For the end user that wants to make minor changes to things, like the wording of the byline, theme frameworks could make it a bit easier. But I don’t think building a theme should adhere to what is easiest for people to tweak. So theme option pages may be in order. People obviously love Thesis because of its options.
On Hybrid specifically, Jeff is right about it being developed for developers. Justin’s idea is that he’ll provide the foundation and developers can add on to it. So its certainly within the realm of possibilty to create a theme options plugin for Hybrid. I’ve already built one to change the byline. This seems ideal to me as well; the theme is as robust or minimalistic as you want it to be. These things will just take time.
Frameworks for Developers
Also, I wanted to address why I think frameworks are excellent for client work. You’re not really adding any bloat to a client’s website with code that you’re not using. Sure, a framework will have a large
zipfile, but that doesn’t mean it isn’t optimized to run fast.

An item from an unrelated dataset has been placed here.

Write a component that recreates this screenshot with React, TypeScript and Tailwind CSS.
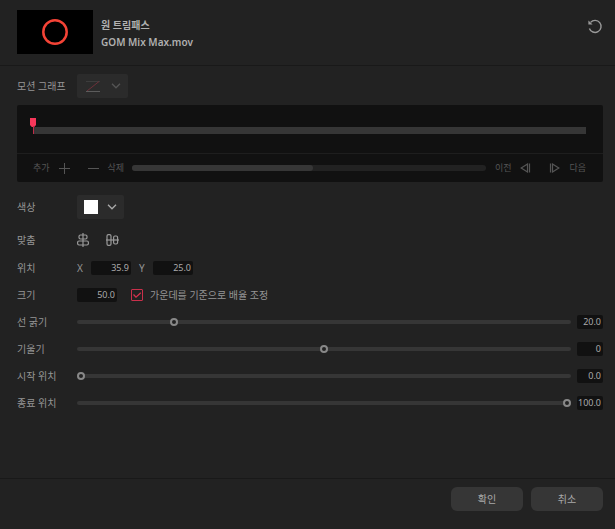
import { useId, useState } from "react";
import type { ReactNode } from "react";

function Chevron({ className }: { className: string }) {
  return (
    <svg viewBox="0 0 10 6" className={"h-[6px] w-[10px] " + className} fill="none" stroke="currentColor" strokeWidth="1.3">
      <path d="M1 0.8 5 4.8 9 0.8" />
    </svg>
  );
}

function Row({ label, htmlFor, className, children }: { label: string; htmlFor?: string; className: string; children: ReactNode }) {
  return (
    <div className={"flex items-center " + className}>
      <label htmlFor={htmlFor} className="w-[60px] shrink-0">
        {label}
      </label>
      {children}
    </div>
  );
}

function NumberBox({ id, initial }: { id: string; initial: string }) {
  const [value, setValue] = useState(initial);
  return (
    <input
      id={id}
      type="text"
      inputMode="decimal"
      value={value}
      onChange={(e) => setValue(e.target.value)}
      className="h-[14px] w-[40px] shrink-0 rounded-xs bg-[#111] pr-[2px] text-right text-[9px] leading-[14px] text-[#aaa] outline-none"
    />
  );
}

function SliderRow({ label, min, max, initial, decimals }: { label: string; min: number; max: number; initial: number; decimals: number }) {
  const id = useId();
  const [value, setValue] = useState(initial);
  return (
    <Row label={label} htmlFor={id} className="h-[27px]">
      <input
        id={id}
        type="range"
        min={min}
        max={max}
        value={value}
        onChange={(e) => setValue(Number(e.target.value))}
        className="h-[8px] min-w-0 flex-1 appearance-none bg-transparent [&::-webkit-slider-runnable-track]:h-[4px] [&::-webkit-slider-runnable-track]:rounded-full [&::-webkit-slider-runnable-track]:bg-[#363636] [&::-webkit-slider-thumb]:-mt-[2px] [&::-webkit-slider-thumb]:size-[8px] [&::-webkit-slider-thumb]:appearance-none [&::-webkit-slider-thumb]:rounded-full [&::-webkit-slider-thumb]:border-2 [&::-webkit-slider-thumb]:border-[#888] [&::-webkit-slider-thumb]:bg-[#222]"
      />
      <input
        aria-label={label + " 값"}
        type="text"
        inputMode="decimal"
        value={value.toFixed(decimals)}
        onChange={(e) => setValue(Number(e.target.value) || 0)}
        className="ml-[6px] h-[14px] w-[26px] shrink-0 rounded-xs bg-[#111] pr-[2px] text-right text-[9px] leading-[14px] text-[#aaa] outline-none"
      />
    </Row>
  );
}

export default function App() {
  const [centered, setCentered] = useState(true);
  return (
    <div className="flex min-h-screen flex-col bg-[#222] font-['Noto_Sans','Noto_Sans_CJK_KR',sans-serif] text-[10px] leading-[14px] text-[#959595]">
      <header className="flex items-start border-b border-[#191919] pt-[10px] pr-[12px] pb-[11px] pl-[17px]">
        <div className="flex h-[44px] w-[76px] items-center justify-center bg-black">
          <svg viewBox="0 0 26 26" className="size-[26px]" fill="none">
            <circle cx="13" cy="13" r="11.7" stroke="#f44336" strokeWidth="2.5" />
          </svg>
        </div>
        <div className="ml-[8px] pt-[7px] font-semibold leading-[17px] text-[#b0b0b0]">
          <h1>원 트림패스</h1>
          <p>GOM Mix Max.mov</p>
        </div>
        <button type="button" aria-label="초기화" className="mt-[8px] ml-auto text-[#999]">
          <svg viewBox="0 0 16 16" className="size-[16px]" fill="none" stroke="currentColor" strokeWidth="1.4">
            <path d="M3.6 4.4A6 6 0 1 1 2.4 10.4" />
            <path d="M1.4 2.4v4.2h4.2z" fill="currentColor" stroke="none" />
          </svg>
        </button>
      </header>

      <main className="flex-1 pr-[12px] pl-[17px]">
        <Row label="모션 그래프" htmlFor="motion" className="h-[39px]">
          <button id="motion" type="button" disabled aria-haspopup="listbox" className="flex h-[24px] w-[51px] items-center justify-between rounded-xs bg-[#2b2b2b] pr-[7px] pl-[9px]">
            <svg viewBox="0 0 14 12" className="h-[12px] w-[14px]" fill="none">
              <path d="M0 1.5h14" stroke="#3d3d3d" />
              <path d="M1 11 13 1.5" stroke="#6d3039" />
              <path d="M0 11.5h14" stroke="#5c5c5c" />
            </svg>
            <Chevron className="text-[#555]" />
          </button>
        </Row>

        <section aria-label="키프레임" className="rounded-xs bg-[#111] text-[#555]">
          <div className="border-b border-[#1e1e1e] pt-[22px] pr-[17px] pb-[19px] pl-[16px]">
            <div className="relative h-[7px] bg-[#363636]">
              <svg viewBox="0 0 6 16" className="absolute -top-[9px] -left-[3px] h-[16px] w-[6px]">
                <path d="M0 0h6v7L4.2 9H1.8L0 7z" fill="#f7375a" />
                <path d="M3.5 8v8" stroke="#c12c48" />
              </svg>
            </div>
          </div>
          <div className="flex h-[28px] items-center pr-[17px] pl-[16px] text-[9px]">
            <button type="button" disabled className="flex items-center gap-[9px]">
              추가
              <svg viewBox="0 0 11 11" className="size-[11px]" stroke="currentColor">
                <path d="M5.5 0v11M0 5.5h11" />
              </svg>
            </button>
            <button type="button" disabled className="ml-[18px] flex items-center gap-[9px]">
              <svg viewBox="0 0 11 11" className="size-[11px]" stroke="currentColor">
                <path d="M0 5.5h11" />
              </svg>
              삭제
            </button>
            <div className="ml-[8px] h-[6px] flex-1 rounded-full bg-[#222]">
              <div className="h-full w-[51%] rounded-full bg-[#363636]" />
            </div>
            <button type="button" disabled className="ml-[9px] flex items-center gap-[9px]">
              이전
              <svg viewBox="0 0 11 10" className="h-[10px] w-[11px]" fill="none" stroke="currentColor">
                <path d="M7.5 1v8L1.2 5zM9.5 0.5v9" strokeWidth="1.2" />
              </svg>
            </button>
            <button type="button" disabled className="ml-[18px] flex items-center gap-[9px]">
              <svg viewBox="0 0 11 10" className="h-[10px] w-[11px]" fill="none" stroke="currentColor">
                <path d="M3.5 1v8L9.8 5zM1.5 0.5v9" strokeWidth="1.2" />
              </svg>
              다음
            </button>
          </div>
        </section>

        <Row label="색상" htmlFor="color" className="mt-[10px] h-[30px]">
          <button id="color" type="button" aria-haspopup="dialog" className="flex h-[24px] w-[47px] items-center justify-between rounded-xs bg-[#2b2b2b] px-[7px]">
            <span className="size-[14px] bg-white" />
            <Chevron className="text-[#aaa]" />
          </button>
        </Row>

        <Row label="맞춤" className="mt-[4px] mb-[1px] h-[27px]">
          <div className="flex gap-[16px] text-[#999]">
            <button type="button" aria-label="가로 가운데 맞춤">
              <svg viewBox="0 0 13 14" className="h-[14px] w-[13px]" fill="none" stroke="currentColor" strokeWidth="1.2">
                <path d="M6 0v14" />
                <rect x="2" y="2" width="8" height="4" rx="1.4" />
                <rect x="0.6" y="8" width="10.8" height="4" rx="1.4" />
              </svg>
            </button>
            <button type="button" aria-label="세로 가운데 맞춤">
              <svg viewBox="0 0 13 14" className="h-[14px] w-[13px]" fill="none" stroke="currentColor" strokeWidth="1.2">
                <path d="M0 7h13" />
                <rect x="1" y="1.6" width="4" height="10.8" rx="1.4" />
                <rect x="7.6" y="3" width="4" height="8" rx="1.4" />
              </svg>
            </button>
          </div>
        </Row>

        <Row label="위치" htmlFor="pos-x" className="h-[27px]">
          <label htmlFor="pos-x" className="w-[14px]">X</label>
          <NumberBox id="pos-x" initial="35.9" />
          <label htmlFor="pos-y" className="ml-[8px] w-[14px]">Y</label>
          <NumberBox id="pos-y" initial="25.0" />
        </Row>

        <Row label="크기" htmlFor="size" className="h-[27px]">
          <NumberBox id="size" initial="50.0" />
          <label className="ml-[14px] flex items-center gap-[7px]">
            <span className="grid size-[12px]">
              <input
                type="checkbox"
                checked={centered}
                onChange={(e) => setCentered(e.target.checked)}
                className="peer col-start-1 row-start-1 size-[12px] appearance-none rounded-[1px] border border-[#c9304b]"
              />
              <svg viewBox="0 0 12 12" className="pointer-events-none invisible col-start-1 row-start-1 size-[12px] peer-checked:visible" fill="none" stroke="#d9334f" strokeWidth="1.2">
                <path d="M2.5 5.5 5 8.2 9.8 3.8" />
              </svg>
            </span>
            가운데를 기준으로 배율 조정
          </label>
        </Row>

        <SliderRow label="선 굵기" min={1} max={100} initial={20} decimals={1} />
        <SliderRow label="기울기" min={-180} max={180} initial={0} decimals={0} />
        <SliderRow label="시작 위치" min={0} max={100} initial={0} decimals={1} />
        <SliderRow label="종료 위치" min={0} max={100} initial={100} decimals={1} />
      </main>

      <footer className="flex justify-end gap-[8px] border-t border-[#191919] pt-[8px] pr-[12px] pb-[18px]">
        <button type="button" className="h-[24px] w-[72px] rounded-md bg-[#363636] text-[#aaa]">확인</button>
        <button type="button" className="h-[24px] w-[72px] rounded-md bg-[#363636] text-[#aaa]">취소</button>
      </footer>
    </div>
  );
}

In fact, it may run more efficiently than a brand new theme because everything has been thought through. Plus, its much more flexible to make changes to a client’s site in the future.
Retiring Annual Themes
What they’re planning on doing is releasing 2010 until the 2011 theme is released. They won’t necessarily retire 2010 but it won’t ship with core. So the WP package won’t increase with size each year. If you’re already using 2010 when the 2011 theme comes out you’ll still be ok (like Ryan suggested).